• [The request] Pull each line holding the word "components" from the data.

═══ Supplied material ═══

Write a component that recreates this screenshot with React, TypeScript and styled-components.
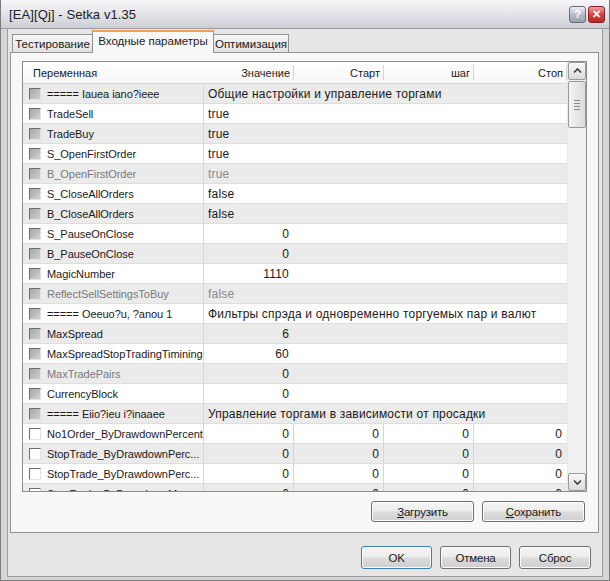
import React from 'react';
import styled, { createGlobalStyle } from 'styled-components';

const GlobalStyle = createGlobalStyle`
  html, body {
    margin: 0;
    padding: 0;
    background: #ffffff;
  }
  body {
    font-family: 'Liberation Sans', Arial, sans-serif;
    font-size: 11px;
    color: #1a1a1a;
  }
`;

type Row = {
  name: string;
  value?: string;
  start?: string;
  step?: string;
  stop?: string;
  group?: boolean;
  dim?: boolean;
  dimName?: boolean;
  align?: 'left' | 'right';
  enabled?: boolean;
};

const rows: Row[] = [
  { name: '===== Iauea iano?ieee', value: 'Общие настройки и управление торгами', group: true },
  { name: 'TradeSell', value: 'true' },
  { name: 'TradeBuy', value: 'true' },
  { name: 'S_OpenFirstOrder', value: 'true' },
  { name: 'B_OpenFirstOrder', value: 'true', dim: true, dimName: true },
  { name: 'S_CloseAllOrders', value: 'false' },
  { name: 'B_CloseAllOrders', value: 'false' },
  { name: 'S_PauseOnClose', value: '0', align: 'right' },
  { name: 'B_PauseOnClose', value: '0', align: 'right' },
  { name: 'MagicNumber', value: '1110', align: 'right' },
  { name: 'ReflectSellSettingsToBuy', value: 'false', dim: true, dimName: true },
  { name: '===== Oeeuo?u, ?anou 1', value: 'Фильтры спрэда и одновременно торгуемых пар и валют', group: true },
  { name: 'MaxSpread', value: '6', align: 'right' },
  { name: 'MaxSpreadStopTradingTimining', value: '60', align: 'right' },
  { name: 'MaxTradePairs', value: '0', align: 'right', dimName: true },
  { name: 'CurrencyBlock', value: '0', align: 'right' },
  { name: '===== Eiio?ieu i?inaaee', value: 'Управление торгами в зависимости от просадки', group: true },
  { name: 'No1Order_ByDrawdownPercent', value: '0', start: '0', step: '0', stop: '0', align: 'right', enabled: true },
  { name: 'StopTrade_ByDrawdownPerc...', value: '0', start: '0', step: '0', stop: '0', align: 'right', enabled: true },
  { name: 'StopTrade_ByDrawdownPerc...', value: '0', start: '0', step: '0', stop: '0', align: 'right', enabled: true },
  { name: 'StopTrade_ByDrawdownM...', value: '0', start: '0', step: '0', stop: '0', align: 'right', enabled: true },
];

const Window = styled.div`
  width: 610px;
  height: 581px;
  box-sizing: border-box;
  display: flex;
  flex-direction: column;
  background: #e6e6e6;
  border: 1px solid #7c7c7c;
  border-top: none;
  overflow: hidden;
`;

const TitleBar = styled.div`
  height: 28px;
  flex: none;
  display: flex;
  align-items: center;
  padding: 0 4px 0 8px;
  background: linear-gradient(#f6f6f8 0%, #e6e6ec 45%, #cdcdd5 100%);
  border-bottom: 1px solid #9a9aa2;
`;

const Title = styled.div`
  flex: 1;
  font-size: 13px;
  color: #202020;
  letter-spacing: 0.1px;
`;

const CaptionButton = styled.div<{ $close?: boolean }>`
  width: 17px;
  height: 17px;
  margin-left: 2px;
  box-sizing: border-box;
  border: 1px solid ${p => (p.$close ? '#8a2020' : '#6c6c78')};
  border-radius: 3px;
  background: ${p =>
    p.$close
      ? 'linear-gradient(#f0a0a0, #d04848 50%, #b82828)'
      : 'linear-gradient(#f0f0f4, #b8bcc8 50%, #9ca0ae)'};
  color: #fff;
  font-size: 11px;
  font-weight: bold;
  display: flex;
  align-items: center;
  justify-content: center;
`;

const Frame = styled.div`
  flex: 1;
  display: flex;
  flex-direction: column;
  border-left: 6px solid #d6d6d8;
  border-right: 6px solid #d6d6d8;
  border-bottom: 3px solid #d6d6d8;
  box-shadow: inset 1px 0 0 #9c9c9c, inset -1px 0 0 #9c9c9c, inset 0 -1px 0 #9c9c9c;
  padding: 1px 4px 0 3px;
`;

const TabStrip = styled.div`
  display: flex;
  align-items: flex-end;
  height: 23px;
  padding-left: 2px;
  position: relative;
  z-index: 1;
`;

const Tab = styled.div<{ $active?: boolean; $w: number }>`
  width: ${p => p.$w}px;
  height: ${p => (p.$active ? 23 : 19)}px;
  box-sizing: border-box;
  border: 1px solid #929292;
  border-bottom: ${p => (p.$active ? 'none' : '1px solid #929292')};
  border-top: ${p => (p.$active ? '2px solid #f0a050' : '1px solid #929292')};
  margin-right: ${p => (p.$active ? -1 : 0)}px;
  margin-left: ${p => (p.$active ? -1 : 0)}px;
  background: ${p => (p.$active ? '#f8f8f8' : 'linear-gradient(#f6f6f6, #e2e2e2)')};
  display: flex;
  align-items: center;
  justify-content: center;
  font-size: 11.5px;
  padding-bottom: ${p => (p.$active ? 4 : 0)}px;
`;

const Panel = styled.div`
  height: 481px;
  margin-top: -1px;
  box-sizing: border-box;
  border: 1px solid #929292;
  background: #f8f8f8;
  padding: 8px 11px 0 11px;
  display: flex;
  flex-direction: column;
`;

const List = styled.div`
  height: 431px;
  box-sizing: border-box;
  border: 1px solid #8c8c8c;
  background: #ffffff;
  display: flex;
  overflow: hidden;
`;

const Grid = styled.div`
  flex: 1;
  overflow: hidden;
`;

const cols = '181px 90px 90px 90px 93px';

const HeaderRow = styled.div`
  display: grid;
  grid-template-columns: ${cols};
  height: 22px;
  box-sizing: border-box;
  background: linear-gradient(#ffffff, #f6f6f6);
  border-bottom: 1px solid #d8d8d8;
  font-size: 11px;
`;

const HeaderCell = styled.div<{ $left?: boolean }>`
  display: flex;
  align-items: center;
  justify-content: ${p => (p.$left ? 'flex-start' : 'flex-end')};
  padding: 0 ${p => (p.$left ? 0 : 4)}px 0 ${p => (p.$left ? 10 : 0)}px;
  position: relative;
  &::after {
    content: '';
    position: absolute;
    right: 0;
    top: 3px;
    bottom: 3px;
    width: 1px;
    background: ${p => (p.$left ? 'transparent' : '#d4d4d4')};
  }
`;

const DataRow = styled.div<{ $shade: boolean }>`
  display: grid;
  grid-template-columns: ${cols};
  height: 20px;
  box-sizing: border-box;
  background: ${p => (p.$shade ? '#ebebeb' : '#ffffff')};
  border-bottom: 1px solid #dedede;
`;

const NameCell = styled.div<{ $dim?: boolean }>`
  display: flex;
  align-items: center;
  padding-left: 6px;
  border-right: 1px solid #d6d6d6;
  color: ${p => (p.$dim ? '#7a7a7a' : '#1a1a1a')};
  white-space: nowrap;
  overflow: hidden;
  font-size: 11px;
  letter-spacing: -0.05px;
`;

const Check = styled.span<{ $on?: boolean }>`
  width: 12px;
  height: 12px;
  flex: none;
  box-sizing: border-box;
  margin-right: 6px;
  border-top: 1px solid #6e6e6e;
  border-left: 1px solid #6e6e6e;
  border-right: 1px solid #e2e2e2;
  border-bottom: 1px solid #e2e2e2;
  background: ${p => (p.$on ? '#ffffff' : 'linear-gradient(135deg, #a8a8a8, #d0d0d0)')};
`;

const ValueCell = styled.div<{ $align?: 'left' | 'right'; $dim?: boolean; $line?: boolean; $span?: boolean }>`
  display: flex;
  align-items: center;
  justify-content: ${p => (p.$align === 'right' ? 'flex-end' : 'flex-start')};
  padding: 0 4px;
  grid-column: ${p => (p.$span ? '2 / 6' : 'auto')};
  border-right: 1px solid ${p => (p.$line ? '#d6d6d6' : 'transparent')};
  color: ${p => (p.$dim ? '#8a8a8a' : '#1a1a1a')};
  white-space: nowrap;
  overflow: hidden;
  font-size: 12px;
  letter-spacing: 0.2px;
`;

const ScrollBar = styled.div`
  width: 18px;
  flex: none;
  display: flex;
  flex-direction: column;
  background: #f0f0f0;
  border-left: 1px solid #e8e8e8;
`;

const ScrollButton = styled.div`
  height: 18px;
  box-sizing: border-box;
  border: 1px solid #9a9a9a;
  border-radius: 2px;
  background: linear-gradient(#f8f8f8, #dcdcdc);
  display: flex;
  align-items: center;
  justify-content: center;
`;

const Thumb = styled.div`
  height: 47px;
  margin-top: 1px;
  box-sizing: border-box;
  border: 1px solid #9a9a9a;
  border-radius: 2px;
  background: linear-gradient(90deg, #f4f4f4, #dcdcdc);
  display: flex;
  flex-direction: column;
  align-items: center;
  justify-content: center;
  gap: 2px;
`;

const Grip = styled.span`
  width: 6px;
  height: 1px;
  background: #8c8c8c;
`;

const Track = styled.div`
  flex: 1;
`;

const ButtonRow = styled.div<{ $pad: string }>`
  display: flex;
  justify-content: flex-end;
  gap: 8px;
  padding: ${p => p.$pad};
`;

const Button = styled.div<{ $w: number; $h: number; $default?: boolean }>`
  width: ${p => p.$w}px;
  height: ${p => p.$h}px;
  box-sizing: border-box;
  border: 1px solid ${p => (p.$default ? '#3c7fb1' : '#707070')};
  border-radius: 3px;
  background: linear-gradient(#f6f6f6 0%, #ebebeb 48%, #dcdcdc 52%, #cfcfcf 100%);
  box-shadow: inset 0 0 0 1px #fbfbfb;
  display: flex;
  align-items: center;
  justify-content: center;
  font-size: 11.5px;
  letter-spacing: -0.2px;
  color: #1a1a1a;
  u {
    text-decoration: underline;
  }
`;

const Chevron = ({ down }: { down?: boolean }) => (
  <svg width="9" height="6" viewBox="0 0 9 6">
    <path
      d={down ? 'M1 1.5 L4.5 5 L8 1.5' : 'M1 4.5 L4.5 1 L8 4.5'}
      fill="none"
      stroke="#3a3a3a"
      strokeWidth="1.6"
    />
  </svg>
);

const App = () => (
  <>
    <GlobalStyle />
    <Window>
      <TitleBar>
        <Title>[EA][Qj] - Setka v1.35</Title>
        <CaptionButton>?</CaptionButton>
        <CaptionButton $close>✕</CaptionButton>
      </TitleBar>
      <Frame>
        <TabStrip>
          <Tab $w={81}>Тестирование</Tab>
          <Tab $w={122} $active>Входные параметры</Tab>
          <Tab $w={76}>Оптимизация</Tab>
        </TabStrip>
        <Panel>
          <List>
            <Grid>
              <HeaderRow>
                <HeaderCell $left>Переменная</HeaderCell>
                <HeaderCell>Значение</HeaderCell>
                <HeaderCell>Старт</HeaderCell>
                <HeaderCell>шаг</HeaderCell>
                <HeaderCell>Стоп</HeaderCell>
              </HeaderRow>
              {rows.map((r, i) => (
                <DataRow key={i} $shade={i % 2 === 0}>
                  <NameCell $dim={r.dimName}>
                    <Check $on={r.enabled} />
                    {r.name}
                  </NameCell>
                  {r.group ? (
                    <ValueCell $span>{r.value}</ValueCell>
                  ) : (
                    <>
                      <ValueCell $align={r.align} $dim={r.dim} $line={!!r.start}>
                        {r.value}
                      </ValueCell>
                      <ValueCell $align="right" $line={!!r.start}>{r.start}</ValueCell>
                      <ValueCell $align="right" $line={!!r.start}>{r.step}</ValueCell>
                      <ValueCell $align="right">{r.stop}</ValueCell>
                    </>
                  )}
                </DataRow>
              ))}
            </Grid>
            <ScrollBar>
              <ScrollButton>
                <Chevron />
              </ScrollButton>
              <Thumb>
                <Grip />
                <Grip />
                <Grip />
                <Grip />
              </Thumb>
              <Track />
              <ScrollButton>
                <Chevron down />
              </ScrollButton>
            </ScrollBar>
          </List>
          <ButtonRow $pad="9px 2px 0 0">
            <Button $w={103} $h={21}>
              <span><u>З</u>агрузить</span>
            </Button>
            <Button $w={103} $h={21}>
              <span><u>С</u>охранить</span>
            </Button>
          </ButtonRow>
        </Panel>
        <ButtonRow $pad="13px 8px 0 0">
          <Button $w={71} $h={23} $default>OK</Button>
          <Button $w={71} $h={23}>Отмена</Button>
          <Button $w={72} $h={23}>Сброс</Button>
        </ButtonRow>
      </Frame>
    </Window>
  </>
);

export default App;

═══

• [Correct response]
Write a component that recreates this screenshot with React, TypeScript and styled-components.
import styled, { createGlobalStyle } from 'styled-components';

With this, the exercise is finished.